INSTRUCTIONS TO FOLLOW
Copy each line of the data below with the word "Reproduce".

===== TASK INPUT

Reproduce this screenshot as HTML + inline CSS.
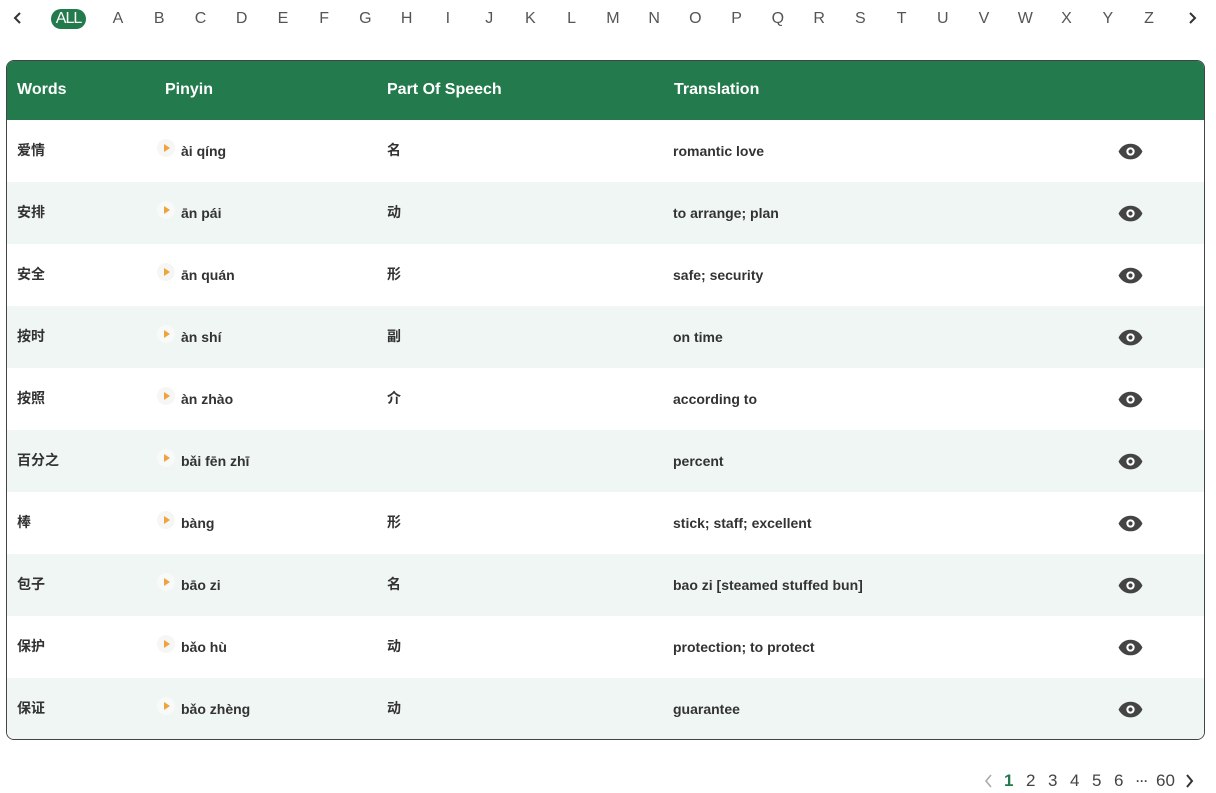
<!DOCTYPE html>
<html><head><meta charset="utf-8"><style>
*{margin:0;padding:0;box-sizing:border-box}
body{width:1216px;height:793px;background:#fff;font-family:"Liberation Sans","Noto Sans CJK SC",sans-serif;position:relative;overflow:hidden;color:#333}
.l{position:absolute;top:9px;width:30px;margin-left:-15px;text-align:center;font-size:16px;color:#555;line-height:19px}
.all{position:absolute;left:51px;top:9px;width:35px;height:20px;border-radius:10px;background:#237a4c;color:#fff;font-size:16px;line-height:20px;text-align:center;letter-spacing:-1px}
.tbl{position:absolute;left:6px;top:60px;width:1199px;height:680px;border:1px solid #444;border-radius:8px;overflow:hidden}
.hd{height:59px;background:#237a4c;color:#fff;font-weight:bold;font-size:16px;position:relative}
.hd span{position:absolute;top:20px}
.r{height:62px;position:relative;font-size:14px;font-weight:bold;color:#333}
.r:nth-child(even){background:#f0f6f4}
.r span{position:absolute;top:22px;line-height:18px}
.r span.c{font-family:"Noto Sans CJK SC",sans-serif;top:20px;line-height:20px}
.pl{position:absolute;left:150px;top:19px;width:18px;height:18px;border-radius:50%;background:#f6f6f4}
.r:nth-child(even) .pl{background:#f8faf9}
.pl:after{content:"";position:absolute;left:7px;top:5px;border-left:6px solid #f0a23c;border-top:4px solid transparent;border-bottom:4px solid transparent}
.eye{position:absolute;left:1111px;top:23px}
.pg{position:absolute;top:771px;font-size:17px;color:#444}
</style></head><body>
<svg style="position:absolute;left:13px;top:11px" width="9" height="14" viewBox="0 0 9 14"><path d="M7 2 L2 7 L7 12" stroke="#333" stroke-width="2" fill="none"/></svg>
<div class="all">ALL</div>
<div class="l" style="left:118px">A</div><div class="l" style="left:159.2px">B</div><div class="l" style="left:200.5px">C</div><div class="l" style="left:241.7px">D</div><div class="l" style="left:283px">E</div><div class="l" style="left:324.2px">F</div><div class="l" style="left:365.4px">G</div><div class="l" style="left:406.7px">H</div><div class="l" style="left:447.9px">I</div><div class="l" style="left:489.2px">J</div><div class="l" style="left:530.4px">K</div><div class="l" style="left:571.6px">L</div><div class="l" style="left:612.9px">M</div><div class="l" style="left:654.1px">N</div><div class="l" style="left:695.4px">O</div><div class="l" style="left:736.6px">P</div><div class="l" style="left:777.8px">Q</div><div class="l" style="left:819.1px">R</div><div class="l" style="left:860.3px">S</div><div class="l" style="left:901.6px">T</div><div class="l" style="left:942.8px">U</div><div class="l" style="left:984px">V</div><div class="l" style="left:1025.3px">W</div><div class="l" style="left:1066.5px">X</div><div class="l" style="left:1107.8px">Y</div><div class="l" style="left:1149px">Z</div>
<svg style="position:absolute;left:1188px;top:11px" width="9" height="14" viewBox="0 0 9 14"><path d="M2 2 L7 7 L2 12" stroke="#333" stroke-width="2" fill="none"/></svg>
<div class="tbl">
<div class="hd"><span style="left:10px">Words</span><span style="left:158px">Pinyin</span><span style="left:380px">Part Of Speech</span><span style="left:667px">Translation</span></div>
<div>
<div class="r"><span class="c" style="left:10px">爱情</span><i class="pl"></i><span style="left:174px">ài qíng</span><span class="c" style="left:380px">名</span><span style="left:666px">romantic love</span><svg class="eye" width="25" height="17" viewBox="0 0 24 16"><path d="M0.5 8C3 3 7 0.5 12 0.5S21 3 23.5 8C21 13 17 15.5 12 15.5S3 13 0.5 8Z" fill="#444"/><circle cx="12" cy="8" r="4" fill="#fff"/><circle cx="12" cy="8" r="2" fill="#444"/></svg></div>
<div class="r"><span class="c" style="left:10px">安排</span><i class="pl"></i><span style="left:174px">ān pái</span><span class="c" style="left:380px">动</span><span style="left:666px">to arrange; plan</span><svg class="eye" width="25" height="17" viewBox="0 0 24 16"><path d="M0.5 8C3 3 7 0.5 12 0.5S21 3 23.5 8C21 13 17 15.5 12 15.5S3 13 0.5 8Z" fill="#444"/><circle cx="12" cy="8" r="4" fill="#fff"/><circle cx="12" cy="8" r="2" fill="#444"/></svg></div>
<div class="r"><span class="c" style="left:10px">安全</span><i class="pl"></i><span style="left:174px">ān quán</span><span class="c" style="left:380px">形</span><span style="left:666px">safe; security</span><svg class="eye" width="25" height="17" viewBox="0 0 24 16"><path d="M0.5 8C3 3 7 0.5 12 0.5S21 3 23.5 8C21 13 17 15.5 12 15.5S3 13 0.5 8Z" fill="#444"/><circle cx="12" cy="8" r="4" fill="#fff"/><circle cx="12" cy="8" r="2" fill="#444"/></svg></div>
<div class="r"><span class="c" style="left:10px">按时</span><i class="pl"></i><span style="left:174px">àn shí</span><span class="c" style="left:380px">副</span><span style="left:666px">on time</span><svg class="eye" width="25" height="17" viewBox="0 0 24 16"><path d="M0.5 8C3 3 7 0.5 12 0.5S21 3 23.5 8C21 13 17 15.5 12 15.5S3 13 0.5 8Z" fill="#444"/><circle cx="12" cy="8" r="4" fill="#fff"/><circle cx="12" cy="8" r="2" fill="#444"/></svg></div>
<div class="r"><span class="c" style="left:10px">按照</span><i class="pl"></i><span style="left:174px">àn zhào</span><span class="c" style="left:380px">介</span><span style="left:666px">according to</span><svg class="eye" width="25" height="17" viewBox="0 0 24 16"><path d="M0.5 8C3 3 7 0.5 12 0.5S21 3 23.5 8C21 13 17 15.5 12 15.5S3 13 0.5 8Z" fill="#444"/><circle cx="12" cy="8" r="4" fill="#fff"/><circle cx="12" cy="8" r="2" fill="#444"/></svg></div>
<div class="r"><span class="c" style="left:10px">百分之</span><i class="pl"></i><span style="left:174px">bǎi fēn zhī</span><span style="left:666px">percent</span><svg class="eye" width="25" height="17" viewBox="0 0 24 16"><path d="M0.5 8C3 3 7 0.5 12 0.5S21 3 23.5 8C21 13 17 15.5 12 15.5S3 13 0.5 8Z" fill="#444"/><circle cx="12" cy="8" r="4" fill="#fff"/><circle cx="12" cy="8" r="2" fill="#444"/></svg></div>
<div class="r"><span class="c" style="left:10px">棒</span><i class="pl"></i><span style="left:174px">bàng</span><span class="c" style="left:380px">形</span><span style="left:666px">stick; staff; excellent</span><svg class="eye" width="25" height="17" viewBox="0 0 24 16"><path d="M0.5 8C3 3 7 0.5 12 0.5S21 3 23.5 8C21 13 17 15.5 12 15.5S3 13 0.5 8Z" fill="#444"/><circle cx="12" cy="8" r="4" fill="#fff"/><circle cx="12" cy="8" r="2" fill="#444"/></svg></div>
<div class="r"><span class="c" style="left:10px">包子</span><i class="pl"></i><span style="left:174px">bāo zi</span><span class="c" style="left:380px">名</span><span style="left:666px">bao zi [steamed stuffed bun]</span><svg class="eye" width="25" height="17" viewBox="0 0 24 16"><path d="M0.5 8C3 3 7 0.5 12 0.5S21 3 23.5 8C21 13 17 15.5 12 15.5S3 13 0.5 8Z" fill="#444"/><circle cx="12" cy="8" r="4" fill="#fff"/><circle cx="12" cy="8" r="2" fill="#444"/></svg></div>
<div class="r"><span class="c" style="left:10px">保护</span><i class="pl"></i><span style="left:174px">bǎo hù</span><span class="c" style="left:380px">动</span><span style="left:666px">protection; to protect</span><svg class="eye" width="25" height="17" viewBox="0 0 24 16"><path d="M0.5 8C3 3 7 0.5 12 0.5S21 3 23.5 8C21 13 17 15.5 12 15.5S3 13 0.5 8Z" fill="#444"/><circle cx="12" cy="8" r="4" fill="#fff"/><circle cx="12" cy="8" r="2" fill="#444"/></svg></div>
<div class="r"><span class="c" style="left:10px">保证</span><i class="pl"></i><span style="left:174px">bǎo zhèng</span><span class="c" style="left:380px">动</span><span style="left:666px">guarantee</span><svg class="eye" width="25" height="17" viewBox="0 0 24 16"><path d="M0.5 8C3 3 7 0.5 12 0.5S21 3 23.5 8C21 13 17 15.5 12 15.5S3 13 0.5 8Z" fill="#444"/><circle cx="12" cy="8" r="4" fill="#fff"/><circle cx="12" cy="8" r="2" fill="#444"/></svg></div>
</div></div>
<svg style="position:absolute;left:984px;top:773px" width="9" height="16" viewBox="0 0 9 16"><path d="M7 2 L2 8 L7 14" stroke="#aaa" stroke-width="1.6" fill="none"/></svg>
<div class="pg" style="left:1004px;color:#237a4c;font-weight:bold">1</div>
<div class="pg" style="left:1026px">2</div>
<div class="pg" style="left:1048px">3</div>
<div class="pg" style="left:1070px">4</div>
<div class="pg" style="left:1092px">5</div>
<div class="pg" style="left:1114px">6</div>
<div class="pg" style="left:1136px;font-size:12px;top:774px;font-weight:bold">···</div>
<div class="pg" style="left:1156px">60</div>
<svg style="position:absolute;left:1185px;top:773px" width="9" height="16" viewBox="0 0 9 16"><path d="M2 2 L7 8 L2 14" stroke="#333" stroke-width="2" fill="none"/></svg>
</body></html>
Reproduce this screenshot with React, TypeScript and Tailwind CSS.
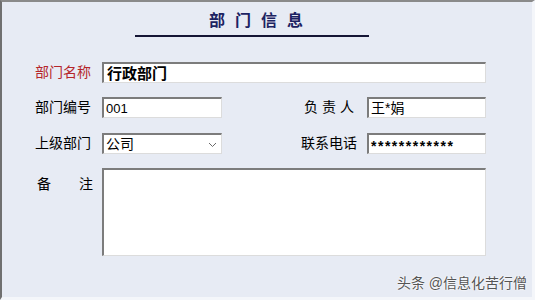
import React from "react";

const font = { fontFamily: '"Liberation Sans", "Noto Sans CJK SC", sans-serif' };

function Sunken({ className, children }: { className: string; children?: React.ReactNode }) {
  return (
    <div
      className={`bg-white border-t-2 border-l-2 border-t-[#7c7c7c] border-l-[#7c7c7c] border-b border-r border-b-[#dcdcdc] border-r-[#dcdcdc] flex items-center ${className}`}
    >
      {children}
    </div>
  );
}

export default function App() {
  return (
    <div
      style={font}
      className="w-[535px] h-[300px] bg-[#e7ebf4] border-t-2 border-l-2 border-t-[#8a8a8a] border-l-[#707070] border-r-[3px] border-b-[3px] border-r-[#f4f6fa] border-b-[#f4f6fa] text-black overflow-hidden flex flex-col relative"
    >
      <div className="ml-[133px] w-[234px] h-[35px] border-b-2 border-[#151535] flex items-end justify-center pb-[4px] pl-[18px]">
        <span className="text-[16px] font-bold text-[#1c2362] tracking-[10px] leading-[20px]">部门信息</span>
      </div>

      <div className="mt-[25px] flex items-center pl-[33px] h-[21px]">
        <div className="w-[67px] text-[14px] text-[#b5262a]">部门名称</div>
        <Sunken className="w-[384px] h-[21px] pl-[3px]">
          <span className="text-[15px] font-bold leading-none">行政部门</span>
        </Sunken>
      </div>

      <div className="mt-[14px] flex items-center pl-[33px] h-[21px]">
        <div className="w-[67px] text-[14px]">部门编号</div>
        <Sunken className="w-[120px] h-[21px] pl-[2px]">
          <span className="text-[13px] leading-none">001</span>
        </Sunken>
        <div className="w-[145px] text-[14px] text-right pr-[9px] tracking-[4px]">负责人</div>
        <Sunken className="w-[119px] h-[21px] pl-[2px]">
          <span className="text-[14px] leading-none">王*娟</span>
        </Sunken>
      </div>

      <div className="mt-[15px] flex items-center pl-[33px] h-[21px]">
        <div className="w-[67px] text-[14px]">上级部门</div>
        <Sunken className="w-[120px] h-[21px] pl-[2px] justify-between pr-[4px]">
          <span className="text-[14px] leading-none">公司</span>
          <svg width="9" height="6" viewBox="0 0 9 6" className="mt-[2px]">
            <path d="M1 1 L4.5 4.5 L8 1" fill="none" stroke="#6a6a6a" strokeWidth="1" />
          </svg>
        </Sunken>
        <div className="w-[145px] text-[14px] text-right pr-[10px]">联系电话</div>
        <Sunken className="w-[119px] h-[21px] pl-[2px]">
          <span className="text-[14px] font-bold leading-none mt-[4px] tracking-[1.5px]">************</span>
        </Sunken>
      </div>

      <div className="mt-[14px] flex items-start pl-[33px]">
        <div className="w-[67px] text-[14px] flex pt-[6px] pr-[9px] justify-between pl-[2px]">
          <span>备</span>
          <span>注</span>
        </div>
        <Sunken className="w-[384px] h-[88px]" />
      </div>

      <div className="absolute right-[5px] bottom-[3px] text-[14px] text-[#555555] [text-shadow:0_0_2px_#fff,0_0_2px_#fff]">
        头条 @信息化苦行僧
      </div>
    </div>
  );
}
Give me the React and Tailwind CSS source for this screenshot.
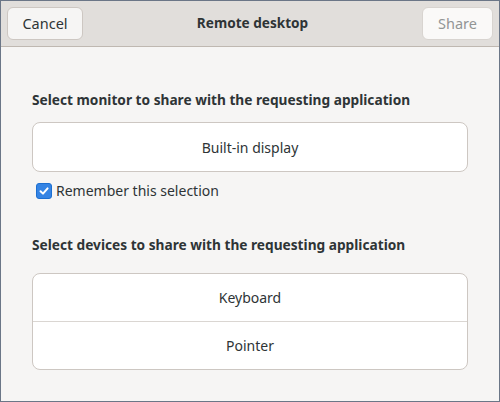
import React from "react";

export default function App() {
  return (
    <div
      className="w-[500px] h-[402px] border border-[#6b7687] bg-[#f6f5f4] flex flex-col text-[#2e3436] overflow-hidden"
      style={{ fontFamily: '"Noto Sans", "DejaVu Sans", sans-serif' }}
    >
      <div className="h-[46px] shrink-0 bg-[#e1dedb] border-b border-[#bfb8b1] flex items-center justify-between px-[6px]">
        <button className="h-[33px] w-[76px] rounded-[6px] border border-[#cdc7c2] bg-[#f6f5f4] text-[14.5px] text-[#2e3436]">
          Cancel
        </button>
        <div className="text-[13.6px] font-bold">Remote desktop</div>
        <button className="h-[33px] w-[71px] rounded-[6px] border border-[#d8d4d0] bg-[#faf9f8] text-[14.5px] text-[#929595]">
          Share
        </button>
      </div>
      <div className="flex flex-col px-[31px] pt-[43px]">
        <div className="text-[13.7px] font-bold leading-[20px]">
          Select monitor to share with the requesting application
        </div>
        <div className="mt-[12px] h-[50px] rounded-[8px] border border-[#cdc7c2] bg-white flex items-center justify-center text-[14px]">
          Built-in display
        </div>
        <label className="mt-[10px] flex items-center gap-[4px] pl-[4px] text-[14px] leading-[18px]">
          <span className="w-[16px] h-[16px] rounded-[3px] bg-[#3584e4] border border-[#1c6fd1] flex items-center justify-center">
            <svg width="12" height="12" viewBox="0 0 12 12">
              <path d="M2.5 6.2 L5 8.6 L9.6 3.4" stroke="white" strokeWidth="2" fill="none" strokeLinecap="round" strokeLinejoin="round" />
            </svg>
          </span>
          Remember this selection
        </label>
        <div className="mt-[35px] text-[13.7px] font-bold leading-[20px]">
          Select devices to share with the requesting application
        </div>
        <div className="mt-[18px] rounded-[8px] border border-[#cdc7c2] bg-white flex flex-col text-[14px]">
          <div className="h-[48px] flex items-center justify-center border-b border-[#dad6d2]">Keyboard</div>
          <div className="h-[47px] flex items-center justify-center">Pointer</div>
        </div>
      </div>
    </div>
  );
}
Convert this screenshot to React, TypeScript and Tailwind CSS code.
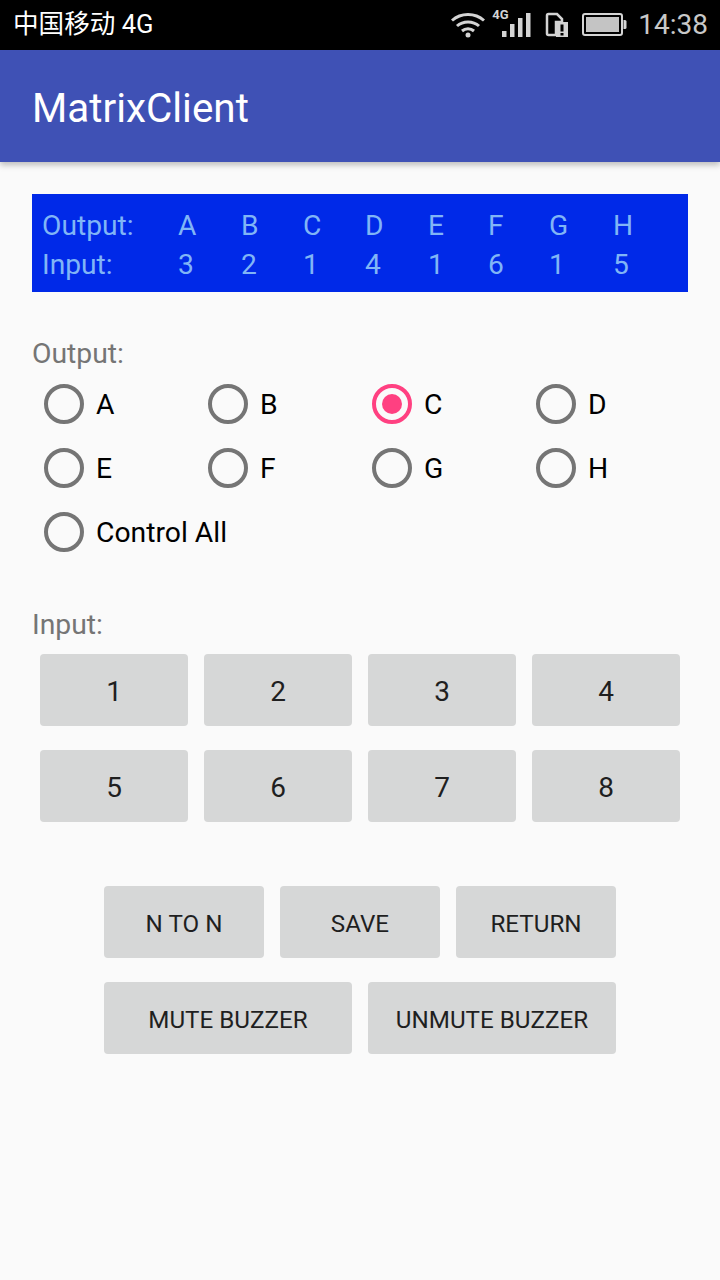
const font = { fontFamily: 'Roboto, "Noto Sans CJK SC", sans-serif' };

const columns = [
  ['A', '3', 'w-[63px]'],
  ['B', '2', 'w-[62px]'],
  ['C', '1', 'w-[62px]'],
  ['D', '4', 'w-[63px]'],
  ['E', '1', 'w-[60px]'],
  ['F', '6', 'w-[61px]'],
  ['G', '1', 'w-[64px]'],
  ['H', '5', 'w-[40px]'],
];

function Radio({ label, checked, className }: { label: string; checked?: boolean; className?: string }) {
  return (
    <div className={`flex h-16 items-center ${className ?? ''}`}>
      <div className="ml-1 flex h-[40px] w-[40px] items-center justify-center">
        <div className={`flex h-[40px] w-[40px] items-center justify-center rounded-full border-[4px] ${checked ? 'border-[#ff4081]' : 'border-[#757575]'}`}>
          {checked && <div className="h-[20px] w-[20px] rounded-full bg-[#ff4081]" />}
        </div>
      </div>
      <span className="ml-3 pt-[2px] text-[28.3px] leading-none text-black">{label}</span>
    </div>
  );
}

function Btn({ label, className }: { label: string; className: string }) {
  return (
    <div className={`flex h-[72px] items-center justify-center rounded-[4px] bg-[#d6d7d7] text-[#1f1f1f] ${className}`}>
      {label}
    </div>
  );
}

export default function App() {
  return (
    <div style={font} className="flex h-[1280px] w-[720px] flex-col overflow-hidden bg-[#fafafa]">
      <div className="flex h-[50px] items-center justify-between bg-black pl-[13px] pr-[12px] text-white">
        <span className="text-[25.6px] leading-none">中国移动 4G</span>
        <div className="flex items-center">
          <svg width="36" height="28" viewBox="0 0 36 28" fill="none" stroke="#d4d4d4" strokeWidth="3" className="mr-[6px]">
            <path d="M2 9.5C11 1.5 25 1.5 34 9.5" />
            <path d="M7 15C13 9.5 23 9.5 29 15" />
            <path d="M12 20C15.5 17 20.5 17 24 20" />
            <circle cx="18" cy="24" r="2.5" fill="#d4d4d4" stroke="none" />
          </svg>
          <div className="relative mr-[13px] h-[30px] w-[40px]">
            <span className="absolute left-0 top-[-2px] text-[13px] font-bold leading-none text-[#d4d4d4]">4G</span>
            <svg width="40" height="30" viewBox="0 0 40 30" fill="#d4d4d4" className="absolute left-0 top-0">
              <rect x="10" y="21" width="4.500" height="6" />
              <rect x="18" y="14" width="4.500" height="13" />
              <rect x="26" y="8" width="4.500" height="19" />
              <rect x="34" y="3" width="4.500" height="24" />
            </svg>
          </div>
          <svg width="24" height="26" viewBox="0 0 24 26" className="mr-[13px]">
            <path d="M2 3.500A1.500 1.500 0 0 1 3.500 2H12L17 7V10H11V23H3.500A1.500 1.500 0 0 1 2 21.500Z" fill="none" stroke="#d4d4d4" strokeWidth="2.500" />
            <path d="M11 10H23V25H11Z" fill="#d4d4d4" />
            <rect x="15.500" y="12.500" width="3" height="7" fill="#000" />
            <rect x="15.500" y="21" width="3" height="2.500" fill="#000" />
          </svg>
          <svg width="45" height="24" viewBox="0 0 45 24" className="mr-[11px]">
            <rect x="1" y="1" width="39" height="21" rx="2" fill="none" stroke="#d4d4d4" strokeWidth="2" />
            <rect x="4" y="4" width="33" height="15" fill="#c4c4c4" />
            <path d="M41.500 7H43A1.500 1.500 0 0 1 44.500 8.500V14.500A1.500 1.500 0 0 1 43 16H41.500Z" fill="#d4d4d4" />
          </svg>
          <span className="text-[28px] leading-none text-[#c8c8c8]">14:38</span>
        </div>
      </div>

      <div className="relative flex h-[112px] items-center bg-[#3f51b5] pl-[32px] pt-[7px] text-[40.4px] text-white shadow-[0_3px_6px_rgba(0,0,0,0.25)]">
        MatrixClient
      </div>

      <div className="mx-[32px] mt-[32px] flex h-[98px] flex-col justify-center bg-[#0029e8] pl-[10px] pt-[4px] text-[28.2px] leading-[39px] text-[#80b5f6]">
        <div className="flex">
          <span className="w-[136px]">Output:</span>
          {columns.map(([o, , w]) => (
            <span key={o} className={w}>{o}</span>
          ))}
        </div>
        <div className="flex">
          <span className="w-[136px]">Input:</span>
          {columns.map(([o, i, w]) => (
            <span key={o} className={w}>{i}</span>
          ))}
        </div>
      </div>

      <div className="ml-[32px] mt-[43px] text-[28.3px] leading-[37px] text-[#757575]">Output:</div>
      <div className="ml-[40px] grid w-[656px] grid-cols-4">
        <Radio label="A" />
        <Radio label="B" />
        <Radio label="C" checked />
        <Radio label="D" />
        <Radio label="E" />
        <Radio label="F" />
        <Radio label="G" />
        <Radio label="H" />
        <Radio label="Control All" className="col-span-4" />
      </div>

      <div className="ml-[32px] mt-[41px] text-[28.3px] leading-[40px] text-[#757575]">Input:</div>
      <div className="ml-[40px] mt-[9px] grid w-[640px] grid-cols-4 gap-x-4 gap-y-6 text-[28px]">
        {['1', '2', '3', '4', '5', '6', '7', '8'].map((n) => (
          <Btn key={n} label={n} className="w-[148px] pt-[4px]" />
        ))}
      </div>

      <div className="ml-[104px] mt-[64px] flex gap-4 text-[24.2px]">
        <Btn label="N TO N" className="w-[160px] pt-[4px]" />
        <Btn label="SAVE" className="w-[160px] pt-[4px]" />
        <Btn label="RETURN" className="w-[160px] pt-[4px]" />
      </div>
      <div className="ml-[104px] mt-6 flex gap-4 text-[24.2px]">
        <Btn label="MUTE BUZZER" className="w-[248px] pt-[4px]" />
        <Btn label="UNMUTE BUZZER" className="w-[248px] pt-[4px]" />
      </div>
    </div>
  );
}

==========

RESPONSE TO THIS EXERCISE
Reproduce this screenshot as HTML + inline CSS.
Reproduce this screenshot with React, TypeScript and Tailwind CSS.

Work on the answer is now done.